# START OF Data

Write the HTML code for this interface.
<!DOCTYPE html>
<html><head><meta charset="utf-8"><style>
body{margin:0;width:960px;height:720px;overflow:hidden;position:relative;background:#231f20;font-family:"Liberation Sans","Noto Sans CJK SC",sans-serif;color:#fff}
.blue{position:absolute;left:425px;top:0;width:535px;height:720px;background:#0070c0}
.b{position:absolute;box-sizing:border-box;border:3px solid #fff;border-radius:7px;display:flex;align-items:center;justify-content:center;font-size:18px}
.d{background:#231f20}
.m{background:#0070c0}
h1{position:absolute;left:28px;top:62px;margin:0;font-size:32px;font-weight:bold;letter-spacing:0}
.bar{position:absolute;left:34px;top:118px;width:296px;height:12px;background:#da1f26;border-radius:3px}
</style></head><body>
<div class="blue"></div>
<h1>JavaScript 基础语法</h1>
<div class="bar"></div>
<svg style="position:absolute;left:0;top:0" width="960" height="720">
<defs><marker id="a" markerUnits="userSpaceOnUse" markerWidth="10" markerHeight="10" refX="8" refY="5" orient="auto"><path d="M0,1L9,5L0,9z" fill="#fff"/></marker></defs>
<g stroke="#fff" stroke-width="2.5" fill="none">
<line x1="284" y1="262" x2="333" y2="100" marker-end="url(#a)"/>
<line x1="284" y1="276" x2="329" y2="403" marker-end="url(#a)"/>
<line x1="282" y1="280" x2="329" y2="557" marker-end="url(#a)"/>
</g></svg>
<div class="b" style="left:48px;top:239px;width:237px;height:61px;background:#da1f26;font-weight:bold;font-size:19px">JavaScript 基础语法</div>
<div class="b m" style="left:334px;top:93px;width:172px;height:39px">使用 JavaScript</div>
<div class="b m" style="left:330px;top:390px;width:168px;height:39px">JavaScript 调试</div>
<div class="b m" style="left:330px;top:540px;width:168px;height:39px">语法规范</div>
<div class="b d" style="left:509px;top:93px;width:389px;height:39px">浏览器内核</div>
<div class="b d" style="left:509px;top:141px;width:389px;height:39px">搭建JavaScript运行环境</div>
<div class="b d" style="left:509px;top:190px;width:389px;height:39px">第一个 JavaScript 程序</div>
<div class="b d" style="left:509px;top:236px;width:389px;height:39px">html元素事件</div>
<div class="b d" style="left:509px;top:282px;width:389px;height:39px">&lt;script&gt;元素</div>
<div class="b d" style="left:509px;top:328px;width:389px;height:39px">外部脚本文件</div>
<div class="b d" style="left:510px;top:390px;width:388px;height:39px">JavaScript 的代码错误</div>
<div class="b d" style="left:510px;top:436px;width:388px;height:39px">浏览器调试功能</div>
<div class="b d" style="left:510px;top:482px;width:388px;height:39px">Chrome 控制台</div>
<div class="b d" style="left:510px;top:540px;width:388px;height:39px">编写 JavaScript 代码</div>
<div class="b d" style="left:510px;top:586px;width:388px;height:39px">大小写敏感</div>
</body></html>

# END OF Data

Required work – Repeat the listing in full, keeping every line exactly as it is.

Solution to the exercise –
Write the HTML code for this interface.
<!DOCTYPE html>
<html><head><meta charset="utf-8"><style>
body{margin:0;width:960px;height:720px;overflow:hidden;position:relative;background:#231f20;font-family:"Liberation Sans","Noto Sans CJK SC",sans-serif;color:#fff}
.blue{position:absolute;left:425px;top:0;width:535px;height:720px;background:#0070c0}
.b{position:absolute;box-sizing:border-box;border:3px solid #fff;border-radius:7px;display:flex;align-items:center;justify-content:center;font-size:18px}
.d{background:#231f20}
.m{background:#0070c0}
h1{position:absolute;left:28px;top:62px;margin:0;font-size:32px;font-weight:bold;letter-spacing:0}
.bar{position:absolute;left:34px;top:118px;width:296px;height:12px;background:#da1f26;border-radius:3px}
</style></head><body>
<div class="blue"></div>
<h1>JavaScript 基础语法</h1>
<div class="bar"></div>
<svg style="position:absolute;left:0;top:0" width="960" height="720">
<defs><marker id="a" markerUnits="userSpaceOnUse" markerWidth="10" markerHeight="10" refX="8" refY="5" orient="auto"><path d="M0,1L9,5L0,9z" fill="#fff"/></marker></defs>
<g stroke="#fff" stroke-width="2.5" fill="none">
<line x1="284" y1="262" x2="333" y2="100" marker-end="url(#a)"/>
<line x1="284" y1="276" x2="329" y2="403" marker-end="url(#a)"/>
<line x1="282" y1="280" x2="329" y2="557" marker-end="url(#a)"/>
</g></svg>
<div class="b" style="left:48px;top:239px;width:237px;height:61px;background:#da1f26;font-weight:bold;font-size:19px">JavaScript 基础语法</div>
<div class="b m" style="left:334px;top:93px;width:172px;height:39px">使用 JavaScript</div>
<div class="b m" style="left:330px;top:390px;width:168px;height:39px">JavaScript 调试</div>
<div class="b m" style="left:330px;top:540px;width:168px;height:39px">语法规范</div>
<div class="b d" style="left:509px;top:93px;width:389px;height:39px">浏览器内核</div>
<div class="b d" style="left:509px;top:141px;width:389px;height:39px">搭建JavaScript运行环境</div>
<div class="b d" style="left:509px;top:190px;width:389px;height:39px">第一个 JavaScript 程序</div>
<div class="b d" style="left:509px;top:236px;width:389px;height:39px">html元素事件</div>
<div class="b d" style="left:509px;top:282px;width:389px;height:39px">&lt;script&gt;元素</div>
<div class="b d" style="left:509px;top:328px;width:389px;height:39px">外部脚本文件</div>
<div class="b d" style="left:510px;top:390px;width:388px;height:39px">JavaScript 的代码错误</div>
<div class="b d" style="left:510px;top:436px;width:388px;height:39px">浏览器调试功能</div>
<div class="b d" style="left:510px;top:482px;width:388px;height:39px">Chrome 控制台</div>
<div class="b d" style="left:510px;top:540px;width:388px;height:39px">编写 JavaScript 代码</div>
<div class="b d" style="left:510px;top:586px;width:388px;height:39px">大小写敏感</div>
</body></html>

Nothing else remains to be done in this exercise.